● **To do**: Repeat every record below exactly, leaving out the pictures.

● **Information provided**:
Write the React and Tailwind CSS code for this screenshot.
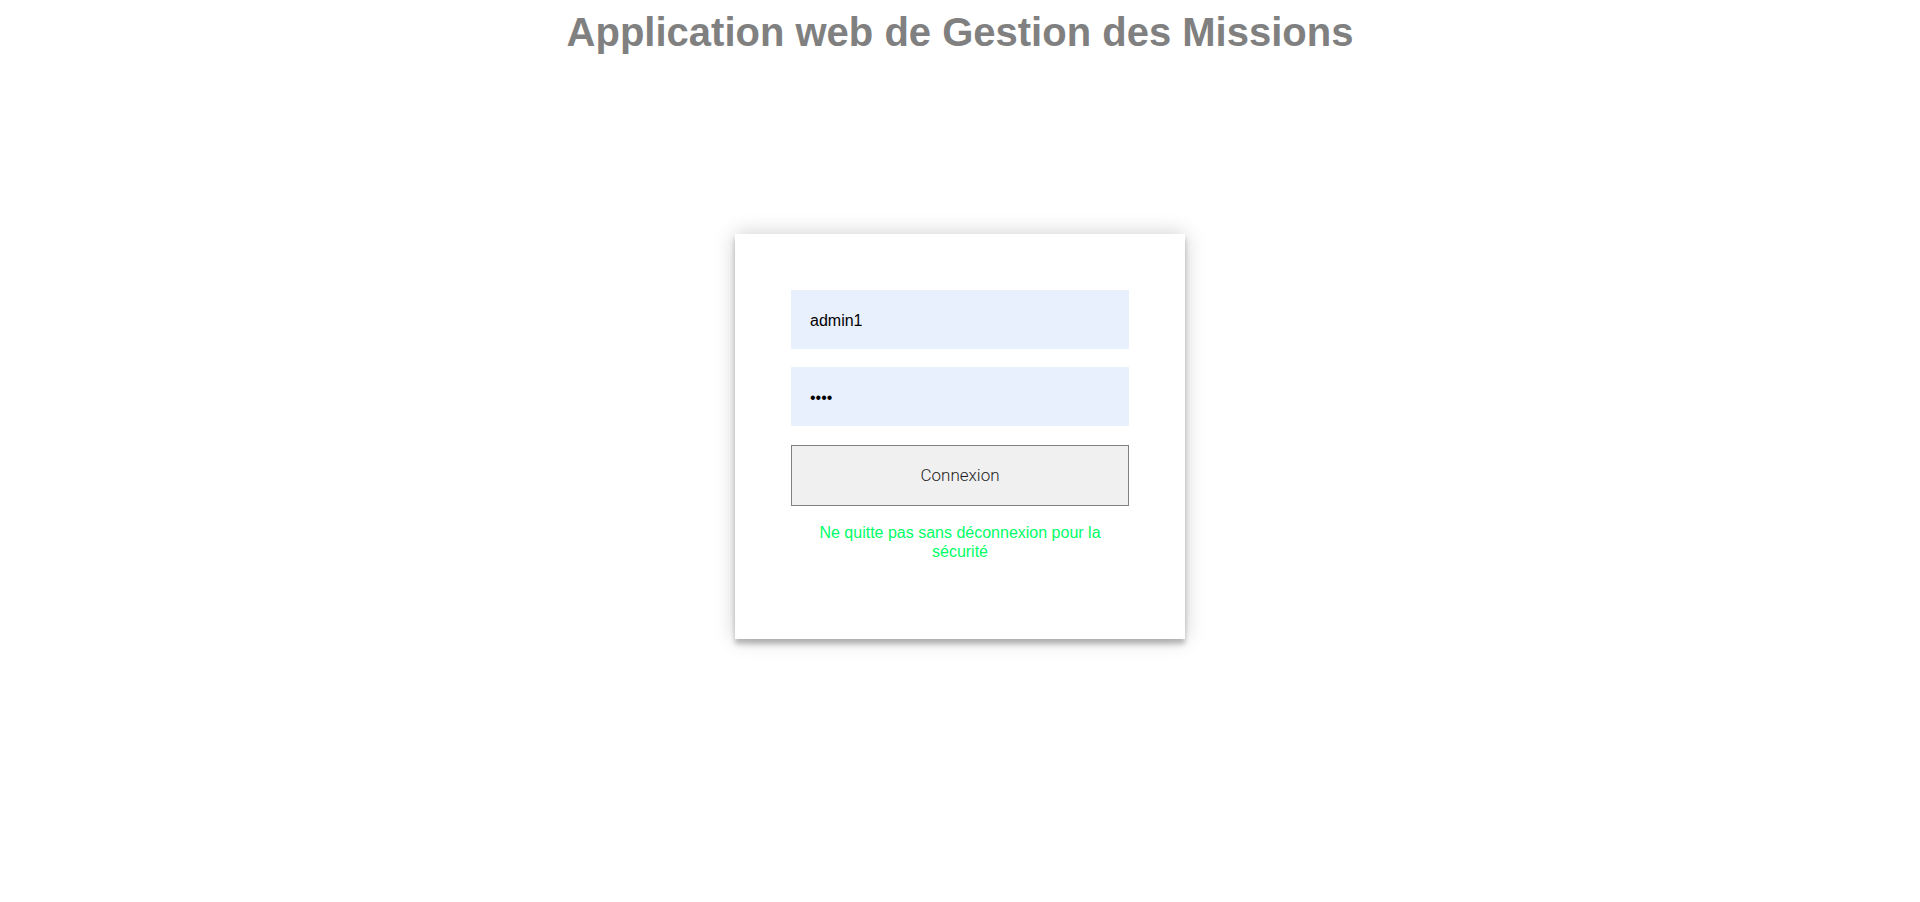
export default function App() {
  return (
    <div className="min-h-[902px] bg-white" style={{ fontFamily: '"Liberation Sans", Arial, sans-serif' }}>
      <h1 className="pt-[9px] text-center text-[40px] leading-[46px] font-bold text-[#808080]">
        Application web de Gestion des Missions
      </h1>

      <div className="mx-auto mt-[179px] w-[450px] h-[405px] bg-white px-[56px] pt-[56px] shadow-[0_0_20px_0_rgba(0,0,0,0.2),0_5px_5px_0_rgba(0,0,0,0.24)]">
        <form className="flex flex-col" onSubmit={(e) => e.preventDefault()}>
          <input
            type="text"
            defaultValue="admin1"
            readOnly
            className="h-[59px] w-full bg-[#e8f0fe] pl-[19px] pt-[2px] text-[16px] text-black outline-none"
          />
          <input
            type="password"
            defaultValue="1234"
            readOnly
            className="mt-[18px] h-[59px] w-full bg-[#e8f0fe] pl-[19px] pt-[2px] text-[16px] text-black outline-none"
          />
          <button
            type="submit"
            className="mt-[19px] h-[61px] w-full border border-[#808080] bg-[#f0f0f0] text-[17px] font-light text-[#1f1f1f]"
            style={{ fontFamily: 'Roboto, sans-serif' }}
          >
            Connexion
          </button>
          <p className="mt-[17px] text-center text-[16px] leading-[19px] text-[#00ff66]">
            Ne quitte pas sans déconnexion pour la sécurité
          </p>
        </form>
      </div>
    </div>
  );
}
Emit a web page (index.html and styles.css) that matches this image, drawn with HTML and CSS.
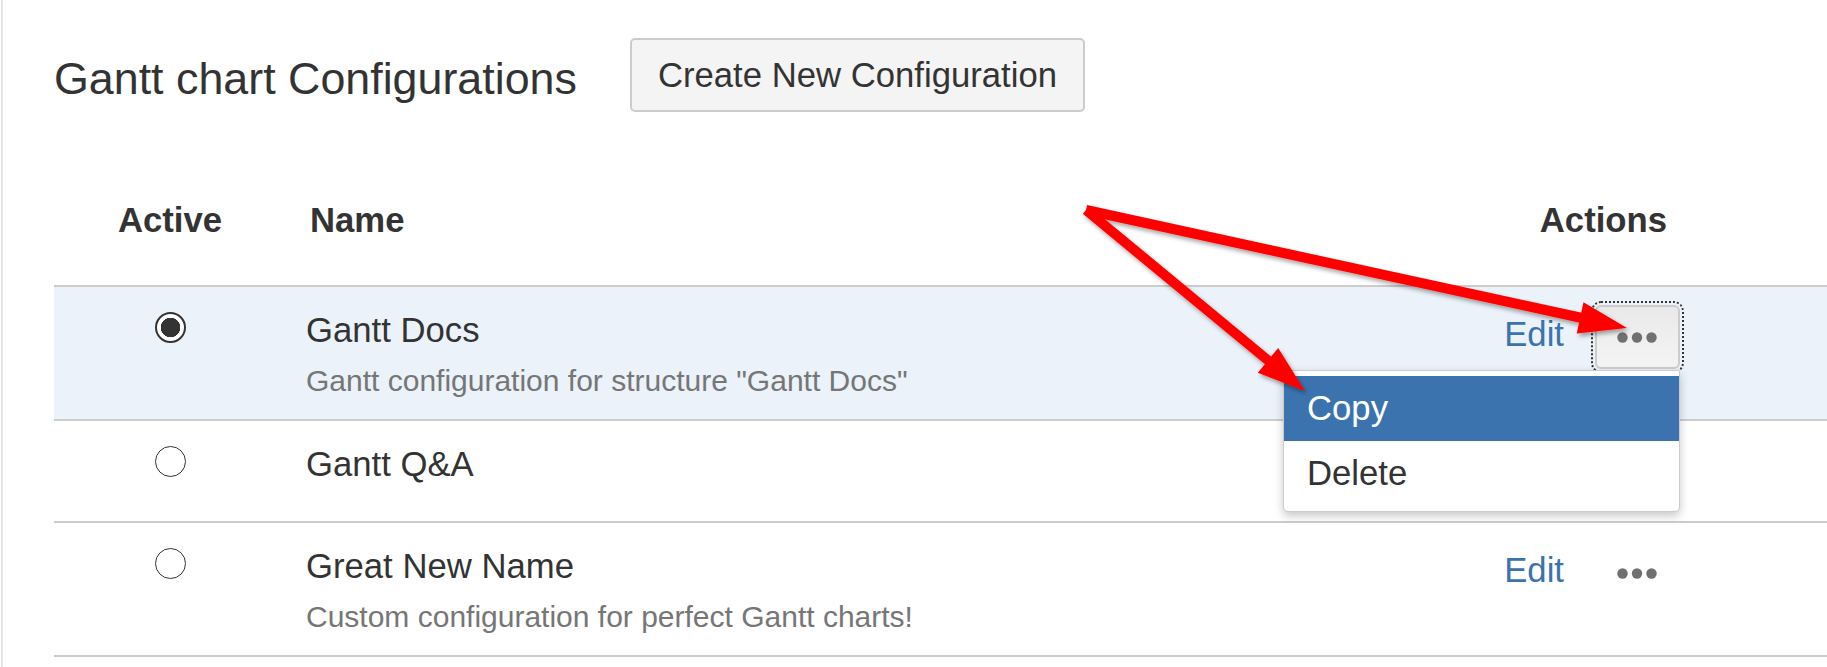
FILE: index.html
```html
<!doctype html>
<html>
<head>
<meta charset=utf-8>
<title>Gantt chart Configurations</title>
<link rel="stylesheet" href="styles.css">
</head>

<body>

<div class="page">

<header class="page-header">
  <h2>Gantt chart Configurations</h2>
  <button class="btn">Create New Configuration</button>
</header>

<section class="configs">

  <div class="row head">
    <div class="cell active">Active</div>
    <div class="cell name">Name</div>
    <div class="cell actions">Actions</div>
  </div>

  <div class="row selected">
    <div class="cell active"><span class="radio checked"></span></div>
    <div class="cell name">
      <div class="title">Gantt Docs</div>
      <div class="desc">Gantt configuration for structure "Gantt Docs"</div>
    </div>
    <div class="cell actions">
      <a class="edit" href="#">Edit</a>
      <div class="more open">
        <button class="more-btn">
          <svg width="40" height="11" viewBox="0 0 40 11"><circle cx="5.5" cy="5.5" r="5.2"/><circle cx="20" cy="5.5" r="5.2"/><circle cx="34.5" cy="5.5" r="5.2"/></svg>
        </button>
        <ul class="dropdown">
          <li class="current">Copy</li>
          <li>Delete</li>
        </ul>
      </div>
    </div>
  </div>

  <div class="row">
    <div class="cell active"><span class="radio"></span></div>
    <div class="cell name">
      <div class="title">Gantt Q&amp;A</div>
    </div>
    <div class="cell actions">
      <a class="edit" href="#">Edit</a>
      <div class="more">
        <button class="more-btn">
          <svg width="40" height="11" viewBox="0 0 40 11"><circle cx="5.5" cy="5.5" r="5.2"/><circle cx="20" cy="5.5" r="5.2"/><circle cx="34.5" cy="5.5" r="5.2"/></svg>
        </button>
      </div>
    </div>
  </div>

  <div class="row">
    <div class="cell active"><span class="radio"></span></div>
    <div class="cell name">
      <div class="title">Great New Name</div>
      <div class="desc">Custom configuration for perfect Gantt charts!</div>
    </div>
    <div class="cell actions">
      <a class="edit" href="#">Edit</a>
      <div class="more">
        <button class="more-btn">
          <svg width="40" height="11" viewBox="0 0 40 11"><circle cx="5.5" cy="5.5" r="5.2"/><circle cx="20" cy="5.5" r="5.2"/><circle cx="34.5" cy="5.5" r="5.2"/></svg>
        </button>
      </div>
    </div>
  </div>

</section>

</div>

<!-- red arrows drawn on top of the screenshot -->
<svg class="annotations" width="1827" height="667" viewBox="0 0 1827 667">
  <defs>
    <filter id="shade" x="-10%" y="-20%" width="130%" height="150%">
      <feDropShadow dx="2" dy="3" stdDeviation="2" flood-color="#000" flood-opacity="0.35"/>
    </filter>
  </defs>
  <g filter="url(#shade)" fill="#ff0000" stroke="#ff0000" stroke-width="10">
    <line x1="1086" y1="210" x2="1582" y2="318"/>
    <line x1="1086" y1="210" x2="1270" y2="362"/>
    <polygon stroke="none" points="1627,328 1583.5,302.2 1576.7,333.4"/>
    <polygon stroke="none" points="1305,391 1278.2,348.1 1257.8,372.7"/>
  </g>
</svg>

</body>
</html>
```

FILE: styles.css
```css
body {
  margin: 0;
  font-family: "Liberation Sans", Arial, sans-serif;
  color: #333;
  background: #fff;
}

.page {
  margin-left: 1px;
  border-left: 2px solid #e5e5e5;
  padding-left: 51px;
  min-height: 667px;
  box-sizing: border-box;
}

.page-header {
  display: flex;
  align-items: flex-start;
  gap: 53px;
  padding-top: 38px;
}

.page-header h2 {
  margin: 13px 0 0;
  font-size: 44.8px;
  font-weight: normal;
  line-height: 54px;
}

.btn {
  font-family: inherit;
  font-size: 34.7px;
  line-height: 50px;
  color: #333;
  padding: 10px 26px;
  border: 2px solid #ccc;
  border-radius: 5px;
  background: #f4f4f4;
}

.configs {
  margin-top: 65px;
  font-size: 34.7px;
}

.row {
  display: grid;
  grid-template-columns: 232px 1fr 347px;
  border-bottom: 2px solid #ccc;
}

.row.selected {
  background: #ebf2f9;
}

.cell {
  padding: 18px 0;
}

.cell.name {
  padding-left: 20px;
}

.row .actions {
  display: flex;
  justify-content: flex-end;
  align-items: flex-start;
  gap: 31px;
  padding-right: 147px;
}

.row.head .cell {
  padding: 18px 0 40px;
  font-weight: bold;
  line-height: 50px;
}

.row.head .active {
  text-align: center;
}

.row.head .name {
  padding-left: 24px;
}

.row.head .actions {
  display: block;
  text-align: right;
  padding-right: 160px;
}

.radio {
  display: block;
  width: 31px;
  height: 31px;
  margin: 7px auto 0;
  box-sizing: border-box;
  border: 1.5px solid #333;
  border-radius: 50%;
  background: #fff;
}

.radio.checked {
  border-width: 2.5px;
  background: radial-gradient(circle, #333 0 9.5px, #fff 10px);
}

.title {
  line-height: 50px;
}

.desc {
  margin-top: 5px;
  font-size: 30px;
  line-height: 41px;
  color: #767676;
}

.edit {
  margin-top: 4px;
  line-height: 50px;
  color: #3b73af;
  text-decoration: none;
}

.more {
  position: relative;
}

.more-btn {
  display: flex;
  align-items: center;
  justify-content: center;
  width: 85px;
  height: 64px;
  padding: 0 2px 0 0;
  border: 2px solid transparent;
  border-radius: 6px;
  background: transparent;
}

.more-btn svg {
  fill: #707070;
}

.more.open .more-btn {
  border-color: #ccc;
  background: linear-gradient(#e9e9e9, #f4f4f4);
  outline: 2px dotted #333;
  outline-offset: 2px;
}

.dropdown {
  position: absolute;
  z-index: 10;
  top: calc(100% + 1px);
  right: 0;
  width: 397px;
  box-sizing: border-box;
  margin: 0;
  padding: 5px 0;
  list-style: none;
  background: #fff;
  border: 1px solid #ccc;
  border-radius: 0 0 5px 5px;
  box-shadow: 0 4px 10px rgba(0, 0, 0, 0.22);
}

.dropdown li {
  padding: 7px 23px 8px;
  line-height: 50px;
}

.dropdown li.current {
  background: #3b73af;
  color: #fff;
}

.annotations {
  position: absolute;
  top: 0;
  left: 0;
  z-index: 20;
  pointer-events: none;
}
```
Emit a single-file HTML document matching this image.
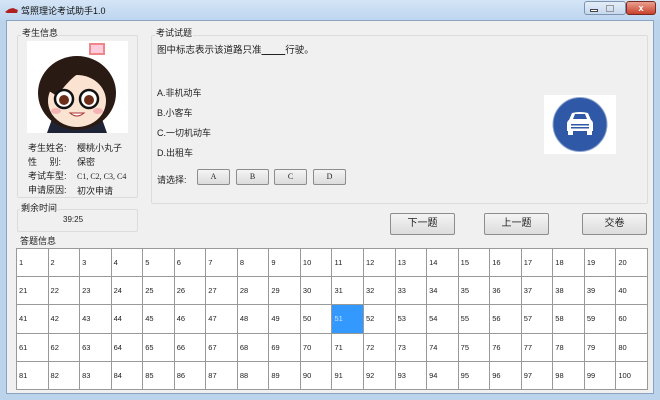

● **Complete response**:
Write the React and Tailwind CSS code for this screenshot.
export default function App() {
  return (
    <div className="min-h-[902px] bg-white" style={{ fontFamily: '"Liberation Sans", Arial, sans-serif' }}>
      <h1 className="pt-[9px] text-center text-[40px] leading-[46px] font-bold text-[#808080]">
        Application web de Gestion des Missions
      </h1>

      <div className="mx-auto mt-[179px] w-[450px] h-[405px] bg-white px-[56px] pt-[56px] shadow-[0_0_20px_0_rgba(0,0,0,0.2),0_5px_5px_0_rgba(0,0,0,0.24)]">
        <form className="flex flex-col" onSubmit={(e) => e.preventDefault()}>
          <input
            type="text"
            defaultValue="admin1"
            readOnly
            className="h-[59px] w-full bg-[#e8f0fe] pl-[19px] pt-[2px] text-[16px] text-black outline-none"
          />
          <input
            type="password"
            defaultValue="1234"
            readOnly
            className="mt-[18px] h-[59px] w-full bg-[#e8f0fe] pl-[19px] pt-[2px] text-[16px] text-black outline-none"
          />
          <button
            type="submit"
            className="mt-[19px] h-[61px] w-full border border-[#808080] bg-[#f0f0f0] text-[17px] font-light text-[#1f1f1f]"
            style={{ fontFamily: 'Roboto, sans-serif' }}
          >
            Connexion
          </button>
          <p className="mt-[17px] text-center text-[16px] leading-[19px] text-[#00ff66]">
            Ne quitte pas sans déconnexion pour la sécurité
          </p>
        </form>
      </div>
    </div>
  );
}
Emit a web page (index.html and styles.css) that matches this image, drawn with HTML and CSS.
FILE: index.html
```html
<!doctype html>
<html>
<head>
<meta charset=utf-8>
<title>Gantt chart Configurations</title>
<link rel="stylesheet" href="styles.css">
</head>

<body>

<div class="page">

<header class="page-header">
  <h2>Gantt chart Configurations</h2>
  <button class="btn">Create New Configuration</button>
</header>

<section class="configs">

  <div class="row head">
    <div class="cell active">Active</div>
    <div class="cell name">Name</div>
    <div class="cell actions">Actions</div>
  </div>

  <div class="row selected">
    <div class="cell active"><span class="radio checked"></span></div>
    <div class="cell name">
      <div class="title">Gantt Docs</div>
      <div class="desc">Gantt configuration for structure "Gantt Docs"</div>
    </div>
    <div class="cell actions">
      <a class="edit" href="#">Edit</a>
      <div class="more open">
        <button class="more-btn">
          <svg width="40" height="11" viewBox="0 0 40 11"><circle cx="5.5" cy="5.5" r="5.2"/><circle cx="20" cy="5.5" r="5.2"/><circle cx="34.5" cy="5.5" r="5.2"/></svg>
        </button>
        <ul class="dropdown">
          <li class="current">Copy</li>
          <li>Delete</li>
        </ul>
      </div>
    </div>
  </div>

  <div class="row">
    <div class="cell active"><span class="radio"></span></div>
    <div class="cell name">
      <div class="title">Gantt Q&amp;A</div>
    </div>
    <div class="cell actions">
      <a class="edit" href="#">Edit</a>
      <div class="more">
        <button class="more-btn">
          <svg width="40" height="11" viewBox="0 0 40 11"><circle cx="5.5" cy="5.5" r="5.2"/><circle cx="20" cy="5.5" r="5.2"/><circle cx="34.5" cy="5.5" r="5.2"/></svg>
        </button>
      </div>
    </div>
  </div>

  <div class="row">
    <div class="cell active"><span class="radio"></span></div>
    <div class="cell name">
      <div class="title">Great New Name</div>
      <div class="desc">Custom configuration for perfect Gantt charts!</div>
    </div>
    <div class="cell actions">
      <a class="edit" href="#">Edit</a>
      <div class="more">
        <button class="more-btn">
          <svg width="40" height="11" viewBox="0 0 40 11"><circle cx="5.5" cy="5.5" r="5.2"/><circle cx="20" cy="5.5" r="5.2"/><circle cx="34.5" cy="5.5" r="5.2"/></svg>
        </button>
      </div>
    </div>
  </div>

</section>

</div>

<!-- red arrows drawn on top of the screenshot -->
<svg class="annotations" width="1827" height="667" viewBox="0 0 1827 667">
  <defs>
    <filter id="shade" x="-10%" y="-20%" width="130%" height="150%">
      <feDropShadow dx="2" dy="3" stdDeviation="2" flood-color="#000" flood-opacity="0.35"/>
    </filter>
  </defs>
  <g filter="url(#shade)" fill="#ff0000" stroke="#ff0000" stroke-width="10">
    <line x1="1086" y1="210" x2="1582" y2="318"/>
    <line x1="1086" y1="210" x2="1270" y2="362"/>
    <polygon stroke="none" points="1627,328 1583.5,302.2 1576.7,333.4"/>
    <polygon stroke="none" points="1305,391 1278.2,348.1 1257.8,372.7"/>
  </g>
</svg>

</body>
</html>
```

FILE: styles.css
```css
body {
  margin: 0;
  font-family: "Liberation Sans", Arial, sans-serif;
  color: #333;
  background: #fff;
}

.page {
  margin-left: 1px;
  border-left: 2px solid #e5e5e5;
  padding-left: 51px;
  min-height: 667px;
  box-sizing: border-box;
}

.page-header {
  display: flex;
  align-items: flex-start;
  gap: 53px;
  padding-top: 38px;
}

.page-header h2 {
  margin: 13px 0 0;
  font-size: 44.8px;
  font-weight: normal;
  line-height: 54px;
}

.btn {
  font-family: inherit;
  font-size: 34.7px;
  line-height: 50px;
  color: #333;
  padding: 10px 26px;
  border: 2px solid #ccc;
  border-radius: 5px;
  background: #f4f4f4;
}

.configs {
  margin-top: 65px;
  font-size: 34.7px;
}

.row {
  display: grid;
  grid-template-columns: 232px 1fr 347px;
  border-bottom: 2px solid #ccc;
}

.row.selected {
  background: #ebf2f9;
}

.cell {
  padding: 18px 0;
}

.cell.name {
  padding-left: 20px;
}

.row .actions {
  display: flex;
  justify-content: flex-end;
  align-items: flex-start;
  gap: 31px;
  padding-right: 147px;
}

.row.head .cell {
  padding: 18px 0 40px;
  font-weight: bold;
  line-height: 50px;
}

.row.head .active {
  text-align: center;
}

.row.head .name {
  padding-left: 24px;
}

.row.head .actions {
  display: block;
  text-align: right;
  padding-right: 160px;
}

.radio {
  display: block;
  width: 31px;
  height: 31px;
  margin: 7px auto 0;
  box-sizing: border-box;
  border: 1.5px solid #333;
  border-radius: 50%;
  background: #fff;
}

.radio.checked {
  border-width: 2.5px;
  background: radial-gradient(circle, #333 0 9.5px, #fff 10px);
}

.title {
  line-height: 50px;
}

.desc {
  margin-top: 5px;
  font-size: 30px;
  line-height: 41px;
  color: #767676;
}

.edit {
  margin-top: 4px;
  line-height: 50px;
  color: #3b73af;
  text-decoration: none;
}

.more {
  position: relative;
}

.more-btn {
  display: flex;
  align-items: center;
  justify-content: center;
  width: 85px;
  height: 64px;
  padding: 0 2px 0 0;
  border: 2px solid transparent;
  border-radius: 6px;
  background: transparent;
}

.more-btn svg {
  fill: #707070;
}

.more.open .more-btn {
  border-color: #ccc;
  background: linear-gradient(#e9e9e9, #f4f4f4);
  outline: 2px dotted #333;
  outline-offset: 2px;
}

.dropdown {
  position: absolute;
  z-index: 10;
  top: calc(100% + 1px);
  right: 0;
  width: 397px;
  box-sizing: border-box;
  margin: 0;
  padding: 5px 0;
  list-style: none;
  background: #fff;
  border: 1px solid #ccc;
  border-radius: 0 0 5px 5px;
  box-shadow: 0 4px 10px rgba(0, 0, 0, 0.22);
}

.dropdown li {
  padding: 7px 23px 8px;
  line-height: 50px;
}

.dropdown li.current {
  background: #3b73af;
  color: #fff;
}

.annotations {
  position: absolute;
  top: 0;
  left: 0;
  z-index: 20;
  pointer-events: none;
}
```
Emit a single-file HTML document matching this image.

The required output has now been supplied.